What would the prior predictive distribution look like if we set the following more informative prior on \(\beta\)?
\[\begin{equation} \beta \sim \mathit{Normal}(0, 0.01) \end{equation}\]
fit_prior_press_trial <- brm(t ~ 1 + c_trial,
data = df_spacebar_ref,
family = lognormal(),
prior = c(
prior(normal(6, 1.5), class = Intercept),
prior(normal(0, 1), class = sigma),
prior(normal(0, .01), class = b, coef = c_trial)
),
sample_prior = "only",
control = list(adapt_delta = .9)
)
pp_check(fit_prior_press_trial,
type = "stat",
prefix = "ppd",
binwidth = 50,
stat = "median_diff") +
coord_cartesian(ylim = c(0, 50))
## Using all posterior draws for ppc type 'stat' by default.
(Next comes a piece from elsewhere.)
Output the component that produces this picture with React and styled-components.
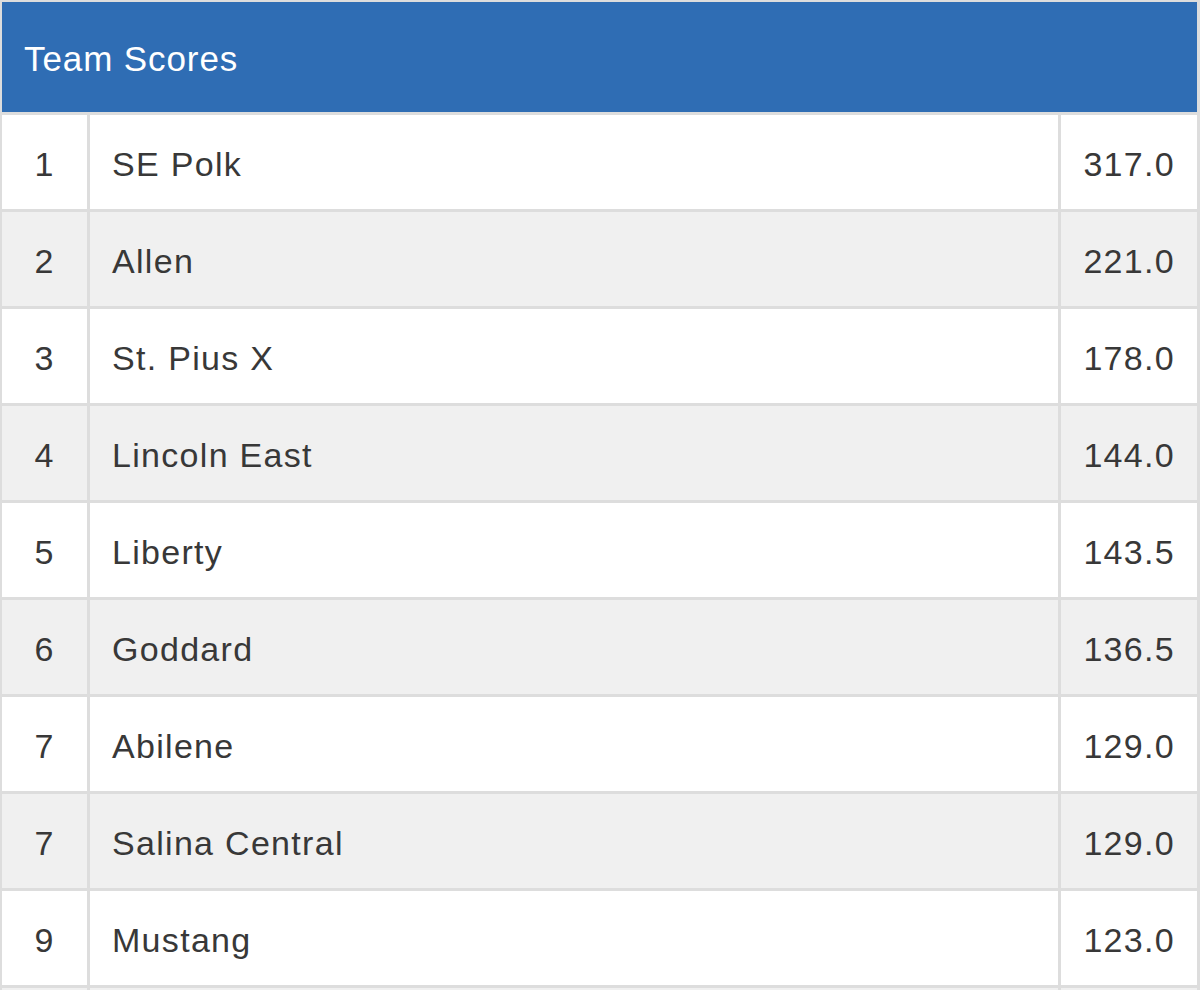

Based on the prior predictive distribution, the second prior seems somewhat more reasonable.
Now that we have decided on our priors, we fit the model.
data("df_spacebar")
df_spacebar <- df_spacebar %>%
mutate(c_trial = trial - mean(trial))
Fit the model:
fit_press_trial <- brm(t ~ 1 + c_trial,
data = df_spacebar,
family = lognormal(),
prior = c(
prior(normal(6, 1.5), class = Intercept),
prior(normal(0, 1), class = sigma),
prior(normal(0, .01), class = b, coef = c_trial)
)
)
Summarize posteriors (graphically or in a table, or both):
plot(fit_press_trial)
Summarize results on the ms scale (the effect estimate from the middle of the expt to the preceding trial):
alpha_samples <- as_draws_df(fit_press_trial)$b_Intercept
beta_samples <- as_draws_df(fit_press_trial)$b_c_trial
beta_ms <- exp(alpha_samples) -
exp(alpha_samples - beta_samples)
beta_msmean <- round(mean(beta_ms), 5)
beta_mslow <- round(quantile(beta_ms, prob = 0.025), 5)
beta_mshigh <- round(quantile(beta_ms, prob = 0.975), 5)
c(beta_msmean , beta_mslow, beta_mshigh)
## 2.5% 97.5%
## 0.08736 0.06717 0.10779
The effect estimate at the first vs second trial:
first_trial <- min(df_spacebar$c_trial)
second_trial <- min(df_spacebar$c_trial) + 1
effect_beginning_ms <-
exp(alpha_samples + second_trial * beta_samples) -
exp(alpha_samples + first_trial * beta_samples)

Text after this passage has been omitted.